• REQUIRED WORK: Below are the records; pull every line that includes "index".

• SOURCE MATERIAL:
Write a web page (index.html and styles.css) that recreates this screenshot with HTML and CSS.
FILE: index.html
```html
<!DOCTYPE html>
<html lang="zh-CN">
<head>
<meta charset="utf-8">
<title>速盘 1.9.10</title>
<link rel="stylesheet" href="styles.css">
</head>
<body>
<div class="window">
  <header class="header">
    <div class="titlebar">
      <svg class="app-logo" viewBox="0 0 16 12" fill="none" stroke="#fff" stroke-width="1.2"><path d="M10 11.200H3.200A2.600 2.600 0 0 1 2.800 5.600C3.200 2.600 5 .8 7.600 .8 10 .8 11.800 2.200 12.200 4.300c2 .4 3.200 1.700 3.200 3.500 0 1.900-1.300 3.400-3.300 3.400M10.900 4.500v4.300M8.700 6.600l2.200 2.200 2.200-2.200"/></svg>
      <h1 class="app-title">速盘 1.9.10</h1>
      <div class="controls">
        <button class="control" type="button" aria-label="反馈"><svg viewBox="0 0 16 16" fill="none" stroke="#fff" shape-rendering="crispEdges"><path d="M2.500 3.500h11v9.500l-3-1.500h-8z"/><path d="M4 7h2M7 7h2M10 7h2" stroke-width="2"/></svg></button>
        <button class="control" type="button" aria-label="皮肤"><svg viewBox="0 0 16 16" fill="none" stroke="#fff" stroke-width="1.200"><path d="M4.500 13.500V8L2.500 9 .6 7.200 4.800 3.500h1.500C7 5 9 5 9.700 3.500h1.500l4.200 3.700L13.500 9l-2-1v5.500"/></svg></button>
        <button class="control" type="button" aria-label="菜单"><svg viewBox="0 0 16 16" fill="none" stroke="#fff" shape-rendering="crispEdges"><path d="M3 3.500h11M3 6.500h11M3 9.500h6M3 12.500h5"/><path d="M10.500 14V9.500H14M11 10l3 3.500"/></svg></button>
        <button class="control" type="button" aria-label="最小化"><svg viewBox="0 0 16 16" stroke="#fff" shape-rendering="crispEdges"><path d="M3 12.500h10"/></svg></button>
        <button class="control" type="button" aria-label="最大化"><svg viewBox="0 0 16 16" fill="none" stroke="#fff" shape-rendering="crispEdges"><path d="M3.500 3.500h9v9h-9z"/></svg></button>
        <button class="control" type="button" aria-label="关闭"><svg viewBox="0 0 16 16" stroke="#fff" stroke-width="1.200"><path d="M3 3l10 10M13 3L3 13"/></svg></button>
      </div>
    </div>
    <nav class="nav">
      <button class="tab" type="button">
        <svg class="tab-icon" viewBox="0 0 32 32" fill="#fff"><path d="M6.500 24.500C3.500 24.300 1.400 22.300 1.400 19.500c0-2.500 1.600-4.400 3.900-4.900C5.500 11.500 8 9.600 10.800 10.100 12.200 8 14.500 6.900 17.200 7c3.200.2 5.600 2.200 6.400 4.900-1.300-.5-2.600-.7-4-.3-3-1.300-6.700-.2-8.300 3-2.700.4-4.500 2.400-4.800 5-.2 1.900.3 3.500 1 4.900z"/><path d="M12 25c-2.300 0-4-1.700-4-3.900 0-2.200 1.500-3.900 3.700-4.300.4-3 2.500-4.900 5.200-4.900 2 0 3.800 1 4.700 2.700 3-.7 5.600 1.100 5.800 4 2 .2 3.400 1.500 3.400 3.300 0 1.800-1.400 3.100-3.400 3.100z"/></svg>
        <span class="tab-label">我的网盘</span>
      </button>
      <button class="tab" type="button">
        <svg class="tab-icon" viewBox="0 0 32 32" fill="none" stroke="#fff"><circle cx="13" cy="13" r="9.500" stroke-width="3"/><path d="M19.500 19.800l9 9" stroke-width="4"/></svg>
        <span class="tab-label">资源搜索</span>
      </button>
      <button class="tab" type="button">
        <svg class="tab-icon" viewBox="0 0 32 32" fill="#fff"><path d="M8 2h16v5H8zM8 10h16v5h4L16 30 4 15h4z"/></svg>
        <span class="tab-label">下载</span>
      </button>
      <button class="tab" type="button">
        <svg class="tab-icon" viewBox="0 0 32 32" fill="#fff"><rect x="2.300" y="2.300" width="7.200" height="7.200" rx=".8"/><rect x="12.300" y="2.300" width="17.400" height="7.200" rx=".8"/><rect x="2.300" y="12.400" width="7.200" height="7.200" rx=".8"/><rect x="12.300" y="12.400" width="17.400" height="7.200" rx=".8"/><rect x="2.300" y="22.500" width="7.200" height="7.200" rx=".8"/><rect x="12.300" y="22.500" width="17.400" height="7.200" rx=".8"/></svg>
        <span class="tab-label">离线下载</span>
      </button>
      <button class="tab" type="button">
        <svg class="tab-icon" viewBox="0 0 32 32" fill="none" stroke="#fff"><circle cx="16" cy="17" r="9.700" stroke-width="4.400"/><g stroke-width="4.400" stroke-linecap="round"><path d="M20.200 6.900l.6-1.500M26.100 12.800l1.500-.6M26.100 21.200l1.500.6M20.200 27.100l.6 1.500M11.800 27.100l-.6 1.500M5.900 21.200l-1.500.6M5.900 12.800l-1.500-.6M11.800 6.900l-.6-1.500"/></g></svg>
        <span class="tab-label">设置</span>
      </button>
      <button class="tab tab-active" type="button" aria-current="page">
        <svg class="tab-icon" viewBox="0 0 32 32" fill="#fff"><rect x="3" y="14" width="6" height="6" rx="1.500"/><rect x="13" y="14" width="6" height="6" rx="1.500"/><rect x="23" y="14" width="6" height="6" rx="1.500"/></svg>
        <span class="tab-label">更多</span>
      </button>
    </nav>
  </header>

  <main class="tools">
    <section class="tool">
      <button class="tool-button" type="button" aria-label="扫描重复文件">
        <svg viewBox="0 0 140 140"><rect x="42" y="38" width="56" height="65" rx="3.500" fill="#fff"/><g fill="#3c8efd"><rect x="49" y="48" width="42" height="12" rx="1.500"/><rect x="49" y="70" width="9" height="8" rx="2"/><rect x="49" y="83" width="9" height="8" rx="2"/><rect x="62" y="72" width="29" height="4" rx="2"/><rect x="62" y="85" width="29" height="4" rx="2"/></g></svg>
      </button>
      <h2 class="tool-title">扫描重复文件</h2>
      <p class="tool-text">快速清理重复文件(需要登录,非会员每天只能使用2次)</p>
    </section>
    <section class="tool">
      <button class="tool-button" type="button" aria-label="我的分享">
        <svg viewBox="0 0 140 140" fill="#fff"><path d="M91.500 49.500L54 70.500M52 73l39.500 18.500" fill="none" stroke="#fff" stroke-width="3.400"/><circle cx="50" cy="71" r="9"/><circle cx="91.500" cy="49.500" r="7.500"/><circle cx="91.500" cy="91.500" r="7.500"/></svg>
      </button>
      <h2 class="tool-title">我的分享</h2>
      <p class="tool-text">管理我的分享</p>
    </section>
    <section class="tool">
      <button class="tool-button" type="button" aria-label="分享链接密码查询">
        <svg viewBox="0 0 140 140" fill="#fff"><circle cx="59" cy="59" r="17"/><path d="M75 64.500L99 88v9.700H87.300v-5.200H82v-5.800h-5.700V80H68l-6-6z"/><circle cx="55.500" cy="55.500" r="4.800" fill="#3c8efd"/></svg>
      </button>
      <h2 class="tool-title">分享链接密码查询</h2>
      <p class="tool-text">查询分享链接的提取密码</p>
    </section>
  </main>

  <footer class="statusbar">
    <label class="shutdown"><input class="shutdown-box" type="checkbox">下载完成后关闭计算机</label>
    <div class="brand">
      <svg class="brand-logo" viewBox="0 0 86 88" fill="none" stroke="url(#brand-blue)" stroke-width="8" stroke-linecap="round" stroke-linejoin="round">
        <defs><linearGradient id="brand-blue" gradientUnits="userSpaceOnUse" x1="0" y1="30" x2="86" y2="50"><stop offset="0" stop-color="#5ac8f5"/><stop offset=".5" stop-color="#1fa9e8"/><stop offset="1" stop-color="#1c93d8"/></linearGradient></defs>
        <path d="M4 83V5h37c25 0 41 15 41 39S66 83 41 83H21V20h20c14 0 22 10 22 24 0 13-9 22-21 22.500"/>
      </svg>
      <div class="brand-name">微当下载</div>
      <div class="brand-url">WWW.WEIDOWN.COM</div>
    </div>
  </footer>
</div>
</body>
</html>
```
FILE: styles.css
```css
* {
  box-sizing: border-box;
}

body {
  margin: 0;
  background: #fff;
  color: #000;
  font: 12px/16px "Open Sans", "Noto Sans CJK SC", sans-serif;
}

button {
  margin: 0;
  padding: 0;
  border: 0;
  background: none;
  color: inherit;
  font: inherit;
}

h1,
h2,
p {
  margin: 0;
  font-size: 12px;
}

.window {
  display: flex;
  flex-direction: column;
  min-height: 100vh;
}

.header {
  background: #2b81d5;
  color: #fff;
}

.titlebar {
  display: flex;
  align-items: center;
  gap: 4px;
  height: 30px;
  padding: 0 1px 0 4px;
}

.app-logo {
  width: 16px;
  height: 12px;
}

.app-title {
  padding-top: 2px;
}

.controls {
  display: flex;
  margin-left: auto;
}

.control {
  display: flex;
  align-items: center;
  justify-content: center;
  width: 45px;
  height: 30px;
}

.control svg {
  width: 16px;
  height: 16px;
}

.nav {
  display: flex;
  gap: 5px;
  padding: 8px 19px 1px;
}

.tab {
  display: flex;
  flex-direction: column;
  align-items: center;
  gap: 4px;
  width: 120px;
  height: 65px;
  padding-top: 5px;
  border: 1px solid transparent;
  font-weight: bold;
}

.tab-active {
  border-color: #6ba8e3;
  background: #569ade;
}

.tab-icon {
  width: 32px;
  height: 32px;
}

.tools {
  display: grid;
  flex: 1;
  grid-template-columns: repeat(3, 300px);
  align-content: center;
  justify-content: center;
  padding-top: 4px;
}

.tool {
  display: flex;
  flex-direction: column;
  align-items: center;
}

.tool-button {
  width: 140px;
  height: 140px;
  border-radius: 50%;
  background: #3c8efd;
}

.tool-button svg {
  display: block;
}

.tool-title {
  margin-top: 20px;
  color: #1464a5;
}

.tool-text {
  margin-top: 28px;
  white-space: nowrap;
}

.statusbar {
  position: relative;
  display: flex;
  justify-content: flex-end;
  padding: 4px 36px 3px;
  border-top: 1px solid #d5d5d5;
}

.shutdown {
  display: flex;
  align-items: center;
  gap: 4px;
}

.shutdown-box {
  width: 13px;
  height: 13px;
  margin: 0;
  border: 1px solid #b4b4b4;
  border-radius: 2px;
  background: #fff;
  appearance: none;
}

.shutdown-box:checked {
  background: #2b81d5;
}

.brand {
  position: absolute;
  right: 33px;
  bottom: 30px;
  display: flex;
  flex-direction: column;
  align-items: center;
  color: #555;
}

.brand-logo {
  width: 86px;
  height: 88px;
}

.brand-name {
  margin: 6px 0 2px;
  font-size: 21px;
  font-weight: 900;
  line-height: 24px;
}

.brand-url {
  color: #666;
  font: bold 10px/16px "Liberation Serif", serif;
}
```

...

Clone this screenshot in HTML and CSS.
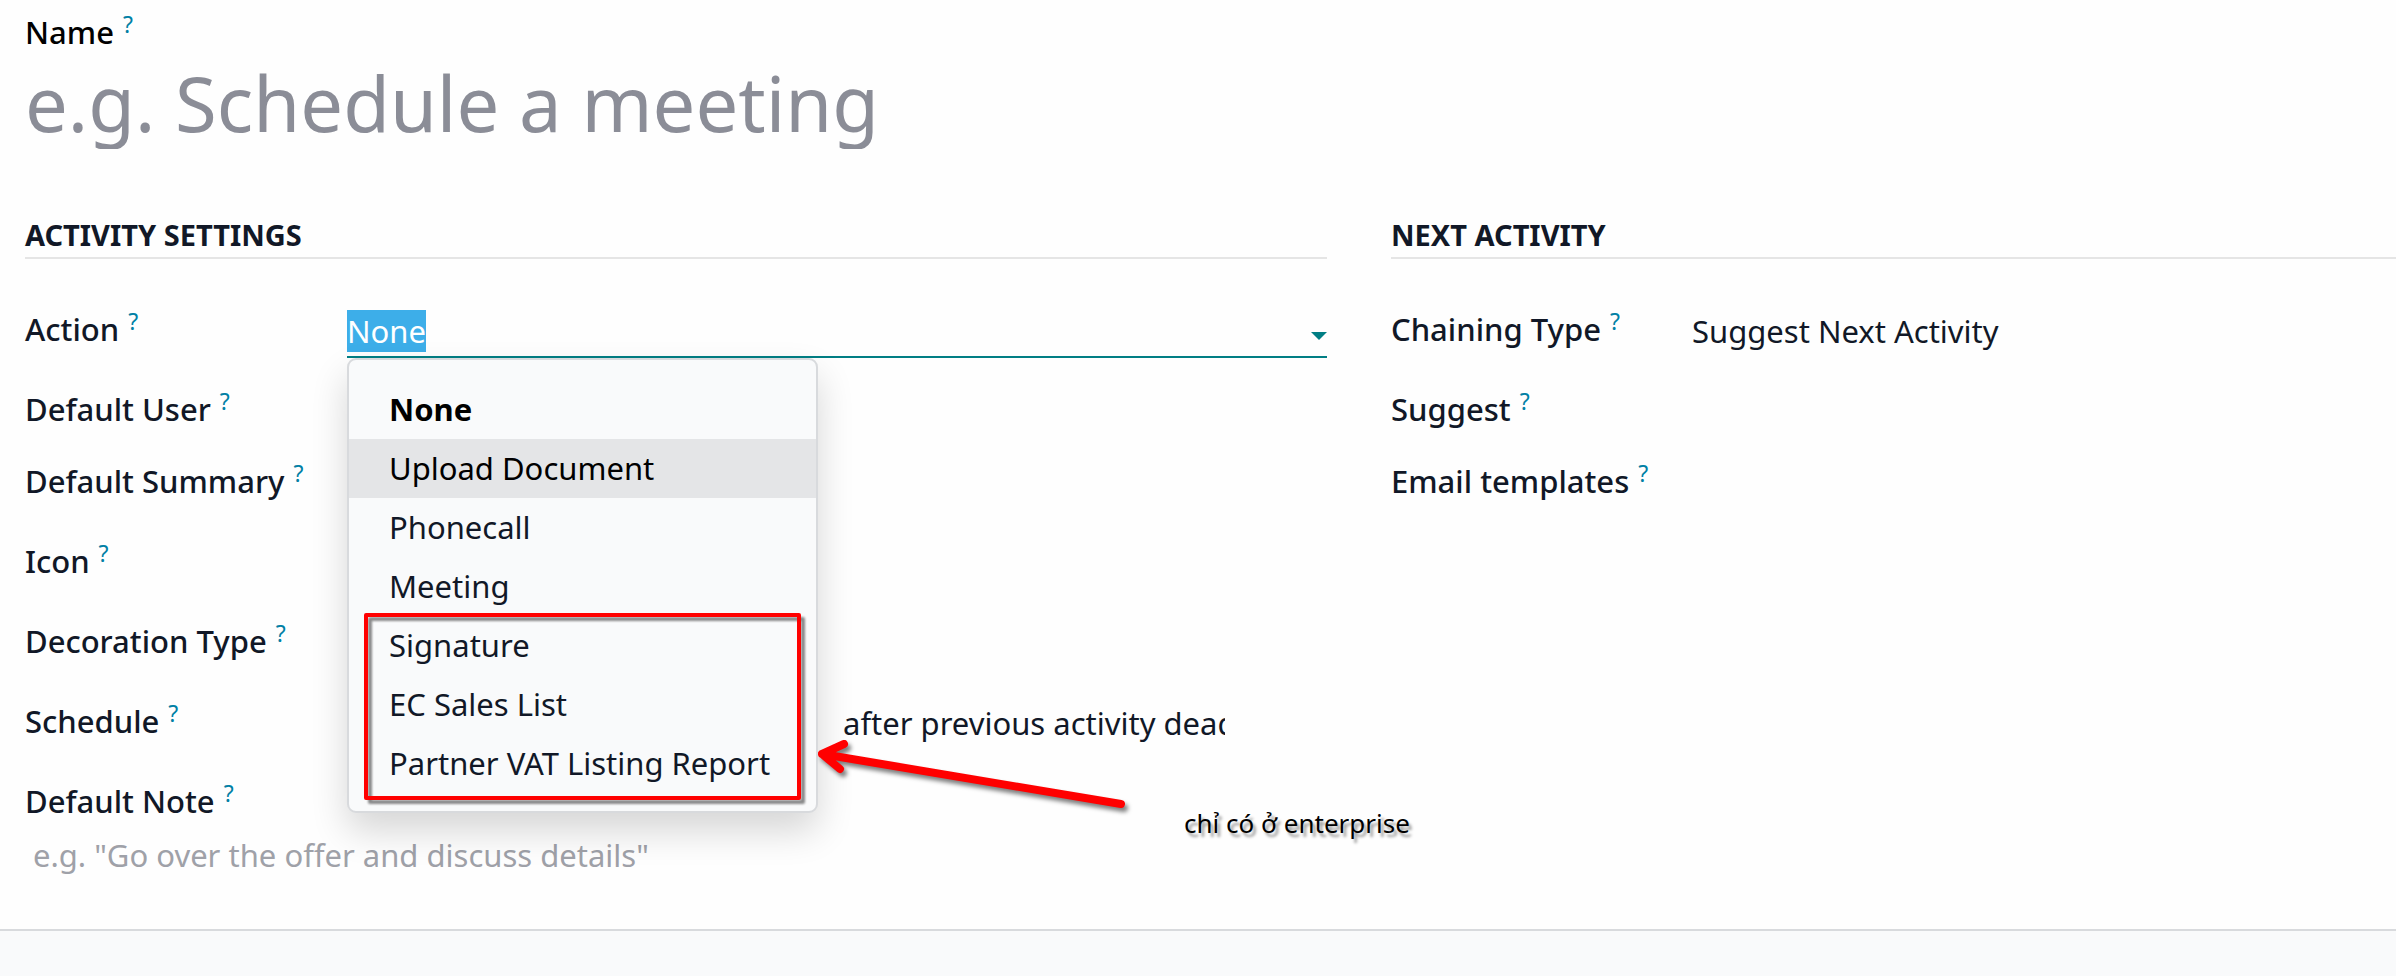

* * *

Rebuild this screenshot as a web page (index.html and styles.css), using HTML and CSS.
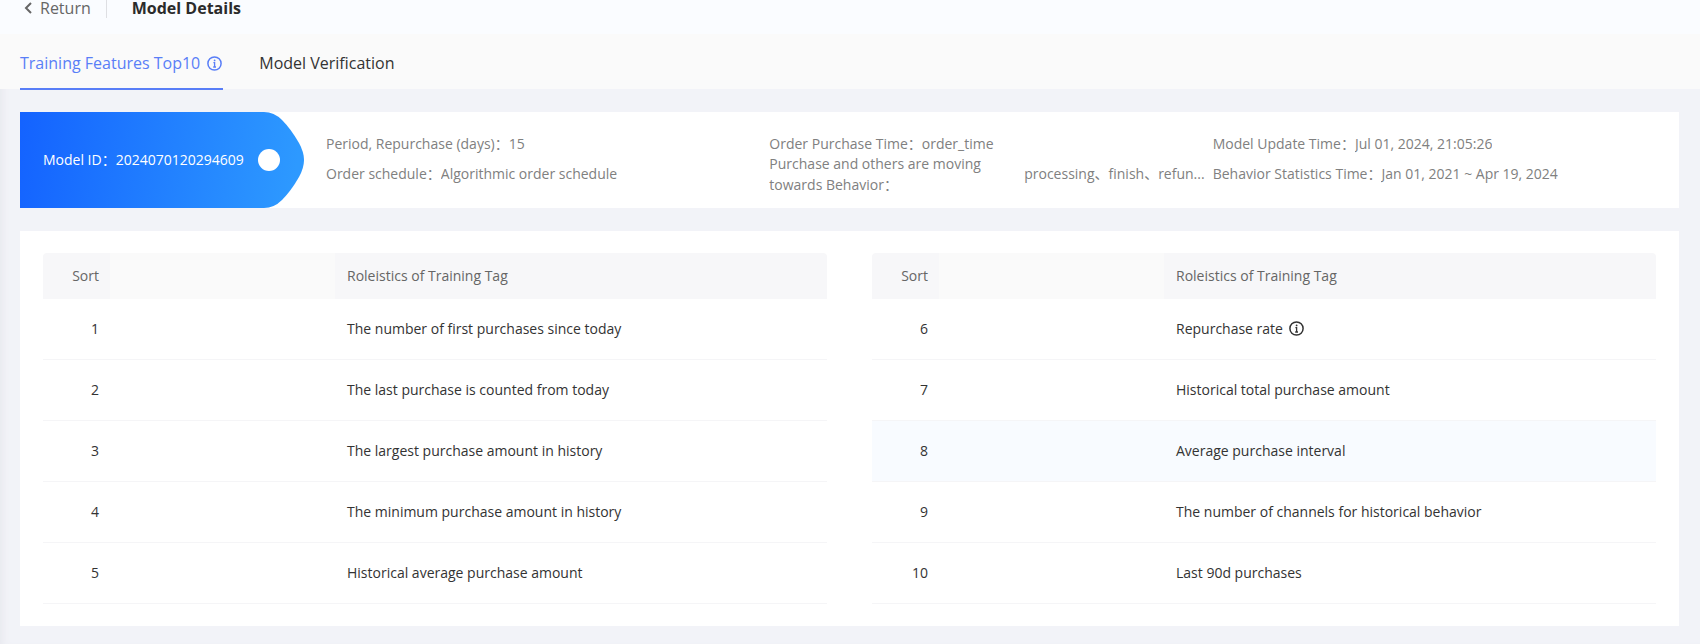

• THE REPLY:
Write a web page (index.html and styles.css) that recreates this screenshot with HTML and CSS.
FILE: index.html
Rebuild this screenshot as a web page (index.html and styles.css), using HTML and CSS.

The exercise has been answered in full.